The Incomplete Script

Reflections on burnout, disillusionment, and questioning the stories we were told

A publication of first-person essays naming what work feels like — without hero framing. These are lived reflections, not advice.

Empty office conference table with notebook, papers, and laptop in a subdued modern workplace

How Interchangeability Changed Everything

A moment when a single truth reframed the entire experience.

I didn’t react immediately.

There was no outward shift, no visible decision.

But once interchangeability was clear, it began touching everything quietly—how I listened, how I offered effort, how I interpreted silence.

The understanding didn’t sit in one place. It spread.

When nothing feels separate anymore

Moments that used to feel neutral started carrying context.

A delayed response. A reassignment. A plan made without reference to me.

Individually, they still weren’t dramatic.

Together, they felt consistent.

The reordering I didn’t announce

I didn’t withdraw.

I recalibrated.

If interchangeability was the condition, then over-identifying with the role felt inaccurate.

I stopped interpreting everything personally—and stopped assuming anything was personal.

What shifted internally

My expectations softened.

Not lowered—clarified.

I stopped waiting for recognition to confirm meaning.
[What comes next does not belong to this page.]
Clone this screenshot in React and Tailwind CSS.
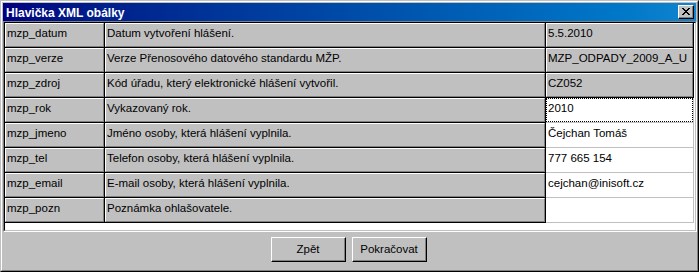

The absence of recognition no longer surprised me.

Not damaged—recontextualized

Nothing was taken from me.

The frame simply changed.

The feeling aligned with what’s described in Invisible at Work—present, capable, and no longer mistaking position for personal regard.

Interchangeability didn’t erase effort. It redefined what effort could reasonably expect.

What became clear

I didn’t need closure.

I already had clarity.

That nothing in the system was designed to hold me specifically.

This was the final articulation of The Interchangeable Feeling, not as a single moment, but as the lens everything else passed through.

That was when interchangeability stopped being a realization and became the context for everything.